Parfois, l’histoire de la bande de potes qui commence à jouer dans un garage et qui finit par rencontrer un grand et durable succès tout en faisant perdurer l’amitié ne se réalise pas. Et Evenline, c’est justement l’histoire d’un groupe qui s’est monté sur les cendres d’autres groupes prometteurs, Reavens et Stonedrive mais qui n’ont pas abouti à une carrière durable. Evenline n’est donc pas un « délire de jeunesse », mais un groupe formé par des adultes, avec chacun son lot d’expériences et donc fatalement d’erreurs et de leçons à réutiliser pour se renforcer. Fort de cette expérience, Evenline a par conséquent dès le départ bâti un projet solide avec un album de rock US à la production chiadée, une communication et une distribution efficaces et des concerts prestigieux en première partie de groupes tels que Seether ou Alter Bridge.
Dans le cadre de la sortie de « Dear Morpheus », un premier album dont le thème central, très à propos, est la rencontre du rêve et de la désillusion, le guitariste Fabrice Tedaldi a accepté de répondre à nos questions.
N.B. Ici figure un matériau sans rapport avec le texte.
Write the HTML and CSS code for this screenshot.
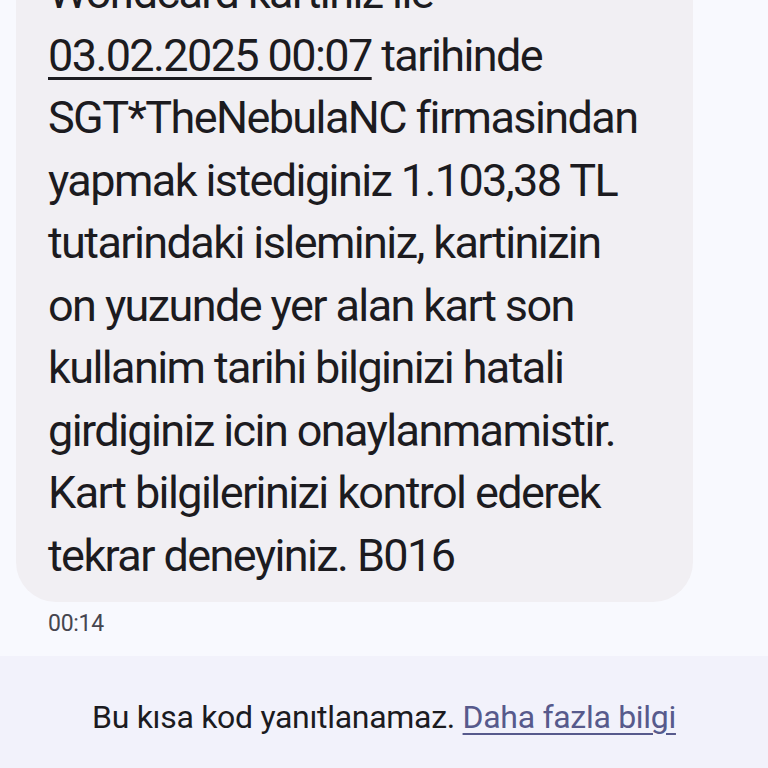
FILE: index.html
```html
<!DOCTYPE html>
<html lang="tr">
<head>
<meta charset="utf-8">
<title>Mesaj</title>
<link rel="stylesheet" href="styles.css">
</head>
<body>
<div class="screen">
  <main class="thread">
    <div class="bubble">
      <p class="msg">Worldcard kartiniz ile<br><span class="date">03.02.2025 00:07</span> tarihinde<br>SGT*TheNebulaNC firmasindan<br>yapmak istediginiz 1.103,38 TL<br>tutarindaki isleminiz, kartinizin<br>on yuzunde yer alan kart son<br>kullanim tarihi bilginizi hatali<br>girdiginiz icin onaylanmamistir.<br>Kart bilgilerinizi kontrol ederek<br>tekrar deneyiniz. B016</p>
    </div>
    <div class="time">00:14</div>
  </main>
  <footer class="footer">
    <p class="note">Bu kısa kod yanıtlanamaz. <a class="link" href="#">Daha fazla bilgi</a></p>
  </footer>
</div>
</body>
</html>
```
FILE: styles.css
```css
html, body {
  margin: 0;
  padding: 0;
  height: 100%;
  overflow: hidden;
}
body {
  background: #f8f9fe;
  font-family: Roboto, "Noto Sans", sans-serif;
  color: #1b1b1f;
}
.screen {
  height: 768px;
  display: flex;
  flex-direction: column;
}
.thread {
  padding: 0 75px 0 16px;
  flex: 0 0 auto;
  height: 656px;
  display: flex;
  flex-direction: column;
  justify-content: flex-end;
  overflow: hidden;
}
.bubble {
  background: #f1eff3;
  border-radius: 40px;
  padding: 0 32px 15px;
  flex: 0 0 auto;
}
.msg {
  margin: 0;
  font-size: 45px;
  line-height: 62.5px;
  letter-spacing: -1.6px;
  white-space: nowrap;
  color: #1c1b1f;
}
.date {
  text-decoration: underline;
  text-decoration-thickness: 3px;
  text-underline-offset: 6px;
}
.time {
  padding: 10px 0 20px 32px;
  font-size: 23px;
  line-height: 24px;
  letter-spacing: -0.3px;
  color: #46464f;
}
.footer {
  flex: 1;
  background: #f2f2fb;
  display: flex;
  justify-content: center;
  align-items: center;
  padding-top: 10px;
}
.note {
  margin: 0;
  font-size: 32px;
  letter-spacing: -0.3px;
  color: #1b1b1f;
}
.link {
  color: #575a8c;
  text-decoration: underline;
  text-decoration-thickness: 2px;
  text-underline-offset: 5px;
}
```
« Avec Evenline c’est sûr qu’on apprend des erreurs du passé. Et ce que j’ai vécu avec Stonedrive, je ne voulais pas qu’on le reproduise avec Evenline. »
Radio Metal : La rédaction de Radio Metal a découvert Evenline un peu par hasard puisque au départ je t’avais contacté pour avoir des nouvelles de Stonedrive, la formation que tu avais avant…
Fabrice Tedaldi (guitare) : Alors en fait, Evenline c’est un tout nouveau projet. Dans Stonedrive il y avait deux membres qui jouent maintenant dans le tribute de hard rock années 80 Showtime et il y en a deux autres qui sont dans The Milton Incident, qui sont aussi chez Do It Records. En fait le chanteur de Stonedrive, David Adam, est le guitariste de The Milton Incident. Moi j’étais guitariste dans Stonedrive. En fait il y avait Xavier Guillemet à la guitare solo, moi j’étais en rythmique.
Du coup, pourquoi Stonedrive s’est arrêté ? Il y avait un premier disque qui était plutôt prometteur et bien réussi.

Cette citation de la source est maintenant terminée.